O futebol perde-se um pouco mais em gestos como o de Adriano e dos seus colegas e a UEFA, como organizador do torneio, não pode limitar-se a anúncios televisivos e directivas a adeptos e clubes. A UEFA tem a responsabilidade absoluta de fazer valer o mesmo ideário que está na base do próprio jogo que se chama futebol.

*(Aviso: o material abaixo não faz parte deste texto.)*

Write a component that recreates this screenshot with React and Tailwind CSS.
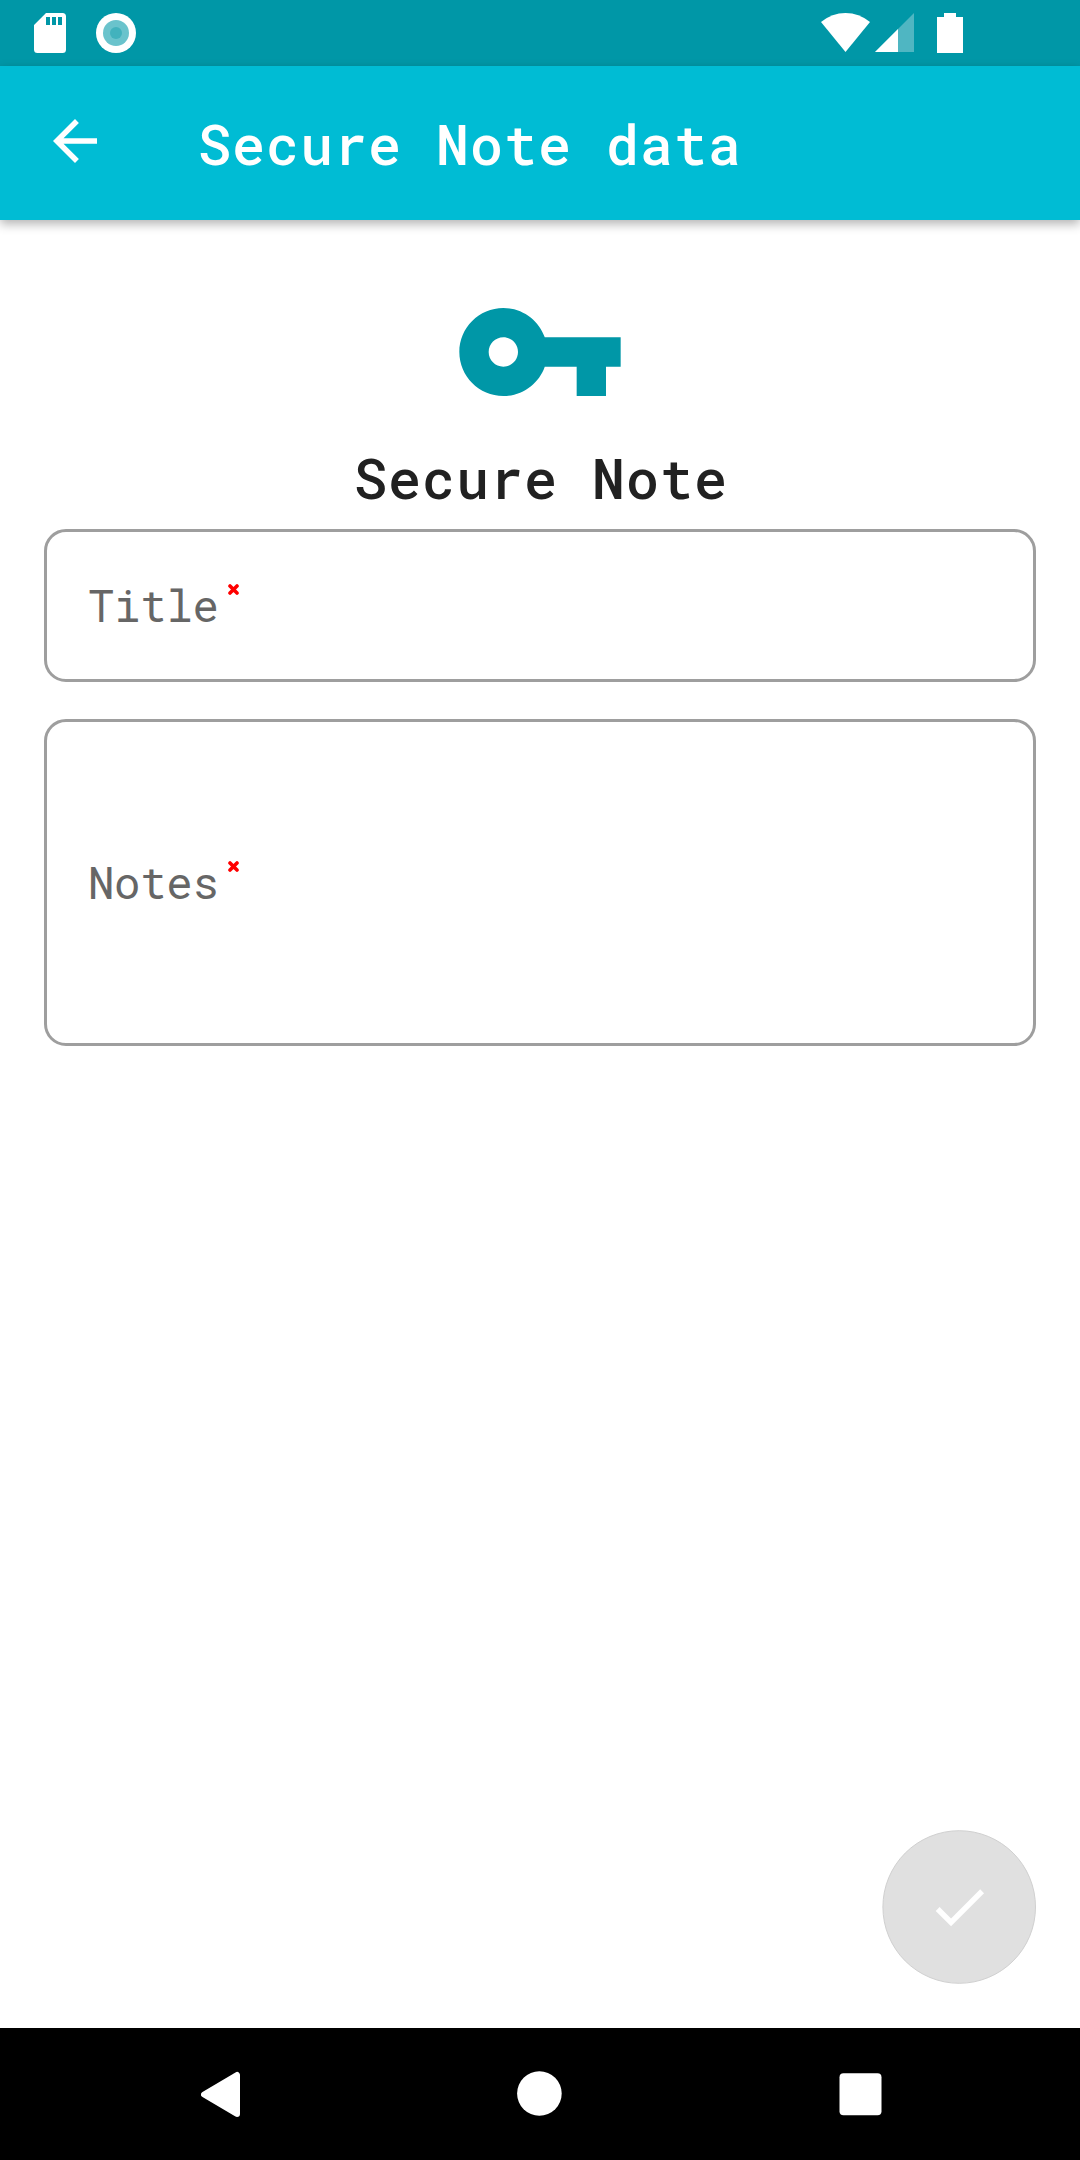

Infelizmente este episódio passará os próximos dias por todos os telejornais para acabar no anedoctário do futebol, numa sequência de videos de Youtube e uma piada entre os mais cínicos do jogo contra aqueles que acreditam que o futebol representa realmente algo mais. O Shaktar tem equipa, já o dissemos, para ser uma das surpresas da prova. Adriano, com este hat-trick, pode acabar o torneio como máximo goleador e Lucescu seguramente pensará duas vezes antes de acusar outros técnicos de falta de desportividade. No final, uma modesta equipa dinamarquesa sentirá na pele o cinismo de um jogo que desaparece diante dos nossos olhos e a máquina que é responsável pela sua gestão profissional calará e guardará no bolso o dinheiro pago pelo Shaktar - se é que alguma multa se pagará - para anunciar aos quatro cantos no Mundo a importância do Fair Play. Em vez de Collina no próximo anúncio poderiam colocar Luiz Adriano. Ninguém daria pela diferença!